Taken together, these tendencies can make for good comedy but suspect drama; the "Based on a True Story" credit in Fargo is a bleak and funny gag, but the bible verse at the beginning of True Grit seems like the first in a series of elements that could only be called "moral bric-a-brac"—acknowledgements of morality within the space of a film that doesn't really admit any concern for moral issues and which takes its ugliness at face value. Jeff Bridges, booting Indian kids off a porch, is every bit as spiteful as Eastwood in Gran Torino, yet there's nothing in True Grit to balance or counteract his spite; this is either a moral flaw or the entire agenda (it'd be a stretch to call it a "point") of the film.
Daniel Kasman summed up the Coens' A Serious Man (and Haneke's like-minded The White Ribbon) like this here last year: "a cinema of such precise predetermination that the movies are in essence over before you even sit down to watch them." This applies to True Grit as well, but, as in the Coens' better films, the predetermination is less a question of subjecting the characters to a gauntlet and more an outgrowth of the characters themselves. Throw Jeff Bridges' borderline-incomprehensible drunk, Hailee Steinfeld's determined girl, Matt Damon's flamboyant Texan and Josh Brolin's Neanderthal bandit into any scenario, and you'd probably end up with the same outcome, because their characters, however well-defined, are unbendable. This, essentially, is what makes True Grit an anti-classical Western (however "old-fashioned" it may try to present itself as being), because the classical Westerns, even Budd Boetticher's leanest, built their dynamics around a pliability of character; rules and motivations were bent, either by the landscape or by the needs of the community / group. The characters of True Grit, on the other hand, travel towards each other in straight lines across the desolate Indian Territory; their inevitable collisions are not a question of fate or morality, but entirely based on their personas—and this, in turn, raises the question of whether the film is nihilist or existentialist.
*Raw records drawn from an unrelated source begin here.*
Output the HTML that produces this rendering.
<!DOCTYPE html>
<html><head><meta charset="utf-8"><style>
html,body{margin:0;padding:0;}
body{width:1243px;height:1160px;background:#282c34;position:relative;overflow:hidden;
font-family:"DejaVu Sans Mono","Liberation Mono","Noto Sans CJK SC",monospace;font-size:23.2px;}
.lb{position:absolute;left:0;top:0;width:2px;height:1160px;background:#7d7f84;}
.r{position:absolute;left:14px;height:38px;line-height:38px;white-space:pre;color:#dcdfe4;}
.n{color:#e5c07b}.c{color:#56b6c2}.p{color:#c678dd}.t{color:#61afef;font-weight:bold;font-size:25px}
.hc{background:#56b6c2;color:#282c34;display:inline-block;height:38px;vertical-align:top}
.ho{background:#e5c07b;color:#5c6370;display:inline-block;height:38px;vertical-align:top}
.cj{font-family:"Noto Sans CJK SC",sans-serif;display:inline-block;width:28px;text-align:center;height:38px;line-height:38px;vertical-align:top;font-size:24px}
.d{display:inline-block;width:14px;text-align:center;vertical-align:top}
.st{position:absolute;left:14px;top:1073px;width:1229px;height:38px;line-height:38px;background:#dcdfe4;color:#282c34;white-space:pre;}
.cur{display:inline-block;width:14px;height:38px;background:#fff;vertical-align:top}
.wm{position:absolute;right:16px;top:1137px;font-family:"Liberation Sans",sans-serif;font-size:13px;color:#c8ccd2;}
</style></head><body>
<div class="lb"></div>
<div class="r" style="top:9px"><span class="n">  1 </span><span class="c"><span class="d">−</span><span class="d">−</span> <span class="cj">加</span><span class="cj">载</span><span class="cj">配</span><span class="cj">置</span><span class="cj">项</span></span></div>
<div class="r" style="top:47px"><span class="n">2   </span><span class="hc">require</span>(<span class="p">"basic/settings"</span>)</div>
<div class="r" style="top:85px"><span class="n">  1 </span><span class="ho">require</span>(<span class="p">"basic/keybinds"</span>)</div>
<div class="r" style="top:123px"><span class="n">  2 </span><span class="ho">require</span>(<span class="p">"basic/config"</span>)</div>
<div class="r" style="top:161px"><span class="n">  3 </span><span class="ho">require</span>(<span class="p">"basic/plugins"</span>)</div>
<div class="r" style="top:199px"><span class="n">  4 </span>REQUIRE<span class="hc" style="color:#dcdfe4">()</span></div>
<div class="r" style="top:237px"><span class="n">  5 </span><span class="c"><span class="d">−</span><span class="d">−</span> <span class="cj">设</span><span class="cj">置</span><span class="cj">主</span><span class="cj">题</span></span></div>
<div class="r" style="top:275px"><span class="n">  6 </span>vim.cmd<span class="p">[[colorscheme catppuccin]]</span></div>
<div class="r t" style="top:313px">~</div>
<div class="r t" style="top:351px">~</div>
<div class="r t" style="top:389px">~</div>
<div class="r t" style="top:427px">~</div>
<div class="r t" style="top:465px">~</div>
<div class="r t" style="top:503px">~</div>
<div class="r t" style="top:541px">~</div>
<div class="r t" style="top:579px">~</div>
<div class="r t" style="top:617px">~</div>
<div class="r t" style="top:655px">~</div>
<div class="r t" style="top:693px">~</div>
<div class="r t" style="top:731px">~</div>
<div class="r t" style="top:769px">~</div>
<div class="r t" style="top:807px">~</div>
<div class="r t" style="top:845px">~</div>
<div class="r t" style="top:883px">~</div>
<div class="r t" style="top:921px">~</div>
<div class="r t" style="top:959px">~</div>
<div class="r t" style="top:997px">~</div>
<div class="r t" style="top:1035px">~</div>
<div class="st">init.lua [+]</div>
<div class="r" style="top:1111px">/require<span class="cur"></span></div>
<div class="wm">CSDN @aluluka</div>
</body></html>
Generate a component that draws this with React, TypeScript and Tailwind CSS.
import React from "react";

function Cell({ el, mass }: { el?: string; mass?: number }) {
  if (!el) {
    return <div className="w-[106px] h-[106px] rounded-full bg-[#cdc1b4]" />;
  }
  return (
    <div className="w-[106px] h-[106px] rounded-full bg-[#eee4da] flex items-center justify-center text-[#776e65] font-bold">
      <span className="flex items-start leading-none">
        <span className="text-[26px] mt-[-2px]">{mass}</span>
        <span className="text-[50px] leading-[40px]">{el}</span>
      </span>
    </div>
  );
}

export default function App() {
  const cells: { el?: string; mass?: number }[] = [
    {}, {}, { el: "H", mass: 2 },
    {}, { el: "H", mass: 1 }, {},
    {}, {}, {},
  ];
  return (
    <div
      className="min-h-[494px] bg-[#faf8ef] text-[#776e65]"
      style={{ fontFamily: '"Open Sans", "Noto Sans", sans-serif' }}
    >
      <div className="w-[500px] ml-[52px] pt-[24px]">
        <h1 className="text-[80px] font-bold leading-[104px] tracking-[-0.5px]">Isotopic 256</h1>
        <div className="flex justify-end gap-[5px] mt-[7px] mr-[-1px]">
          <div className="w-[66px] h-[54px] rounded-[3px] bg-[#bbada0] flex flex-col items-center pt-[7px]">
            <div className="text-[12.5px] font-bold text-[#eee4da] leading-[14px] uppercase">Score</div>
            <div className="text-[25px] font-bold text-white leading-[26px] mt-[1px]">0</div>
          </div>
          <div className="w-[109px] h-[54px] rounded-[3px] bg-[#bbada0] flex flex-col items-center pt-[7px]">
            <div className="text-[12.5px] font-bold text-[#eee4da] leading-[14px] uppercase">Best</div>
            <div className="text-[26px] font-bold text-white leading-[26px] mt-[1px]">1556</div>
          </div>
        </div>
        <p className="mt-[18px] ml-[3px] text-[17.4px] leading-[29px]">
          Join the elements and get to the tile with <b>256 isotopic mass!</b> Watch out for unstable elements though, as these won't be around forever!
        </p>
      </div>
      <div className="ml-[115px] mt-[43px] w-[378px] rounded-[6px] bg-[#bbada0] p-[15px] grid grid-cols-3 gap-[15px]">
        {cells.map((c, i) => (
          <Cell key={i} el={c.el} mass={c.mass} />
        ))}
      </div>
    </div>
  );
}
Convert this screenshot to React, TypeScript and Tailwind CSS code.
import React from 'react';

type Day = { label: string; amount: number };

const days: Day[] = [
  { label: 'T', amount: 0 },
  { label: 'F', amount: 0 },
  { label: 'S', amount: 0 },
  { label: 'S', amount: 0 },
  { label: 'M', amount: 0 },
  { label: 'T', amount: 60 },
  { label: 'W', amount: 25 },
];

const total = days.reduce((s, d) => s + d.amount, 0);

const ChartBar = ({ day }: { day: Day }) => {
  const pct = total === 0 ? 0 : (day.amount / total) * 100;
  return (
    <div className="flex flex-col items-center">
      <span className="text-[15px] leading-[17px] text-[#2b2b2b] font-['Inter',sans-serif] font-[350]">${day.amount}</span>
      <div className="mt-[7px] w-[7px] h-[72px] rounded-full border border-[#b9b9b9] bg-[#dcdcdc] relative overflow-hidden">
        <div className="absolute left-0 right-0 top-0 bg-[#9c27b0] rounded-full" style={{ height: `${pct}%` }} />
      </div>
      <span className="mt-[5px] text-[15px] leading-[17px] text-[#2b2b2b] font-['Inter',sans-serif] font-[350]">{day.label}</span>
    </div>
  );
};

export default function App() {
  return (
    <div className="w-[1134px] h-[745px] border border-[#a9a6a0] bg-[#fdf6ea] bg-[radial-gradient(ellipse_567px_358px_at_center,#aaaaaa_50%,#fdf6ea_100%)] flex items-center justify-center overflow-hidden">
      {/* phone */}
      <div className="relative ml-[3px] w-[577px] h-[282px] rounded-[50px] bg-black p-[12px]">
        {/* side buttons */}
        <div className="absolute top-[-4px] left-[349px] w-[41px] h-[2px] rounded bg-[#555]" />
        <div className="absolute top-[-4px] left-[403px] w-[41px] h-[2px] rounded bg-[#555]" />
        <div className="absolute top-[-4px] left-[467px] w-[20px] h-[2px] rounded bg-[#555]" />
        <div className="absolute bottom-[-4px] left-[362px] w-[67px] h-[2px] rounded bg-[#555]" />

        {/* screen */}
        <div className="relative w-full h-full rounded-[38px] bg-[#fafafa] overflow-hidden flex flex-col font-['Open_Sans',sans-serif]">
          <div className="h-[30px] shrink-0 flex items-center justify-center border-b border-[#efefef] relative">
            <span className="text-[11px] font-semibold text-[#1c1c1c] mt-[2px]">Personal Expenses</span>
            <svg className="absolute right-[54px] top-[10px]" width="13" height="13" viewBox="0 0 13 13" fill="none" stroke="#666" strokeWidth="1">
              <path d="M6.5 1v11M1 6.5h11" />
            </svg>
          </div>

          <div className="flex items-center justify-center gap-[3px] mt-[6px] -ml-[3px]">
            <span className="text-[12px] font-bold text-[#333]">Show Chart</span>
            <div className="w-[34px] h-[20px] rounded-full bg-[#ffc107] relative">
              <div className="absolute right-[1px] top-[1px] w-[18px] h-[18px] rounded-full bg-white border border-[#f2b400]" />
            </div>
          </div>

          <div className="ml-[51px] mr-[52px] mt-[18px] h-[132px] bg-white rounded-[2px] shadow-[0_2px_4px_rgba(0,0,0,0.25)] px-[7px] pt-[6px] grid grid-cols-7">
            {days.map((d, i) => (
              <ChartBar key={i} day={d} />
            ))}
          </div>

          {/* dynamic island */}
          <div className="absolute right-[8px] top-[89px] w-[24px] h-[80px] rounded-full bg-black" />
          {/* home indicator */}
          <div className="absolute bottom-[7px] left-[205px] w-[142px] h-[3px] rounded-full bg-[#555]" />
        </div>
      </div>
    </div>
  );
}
I'm inclined to go with the former, or at least to say that the film's second-hand existentialism is yet another keen disguise. I'm inclined to think that the Coens are apolitical not because the individual films lack politics, but because each film puts on a different kind of politics like a costume (coarse cynicism in Burn After Reading, American populism in The Hudsucker Proxy, vaguely neo-conservative dread in No Country for Old Men, etc.), and I'm also inclined to think that they're amoral filmmakers (which is not say that they're amoral people) because their morality changes from film to film, and their personal stances (whatever they may be) are largely uncoupled from their directing. That is to say: True Grit, for better or worse, is an object d'art, and at a certain point it becomes impermeable. This makes it all the more ironic (and fascinating) that the character-driven non-plot of True Grit—a small group of people whose sense of identity, purpose and the world expresses itself through "inevitable" petty actions, and ultimately through a selfless act—is essentially the story of the old (still extant) cinema. This was—and is—a cinema driven (like literature, theater, art or music) to express something other than itself. But this story is told through the devices of a "second cinema," the "post-cinema" that has emerged since the 1970s and of which the Coens are often the standouts. This is a high-minded cinema where decisions are replaced by choices, a cinema of conscious, often ironic stances, which concerns itself not with using movies to answer external questions, but with using form to support its own internal systems of character and plotting. Here, this mode of filmmaking has been purposed to follow the trajectories of four people who are its opposite. But those people are seen as alien, as if the camera doesn't quite understand them—as if their purposes, however faithfully reproduced, could never completely be understood, and though we know that Bridges carries Steinfeld of his own free will, it can't quite be explained why, except with a shrugging "that's just the sort of guy he is."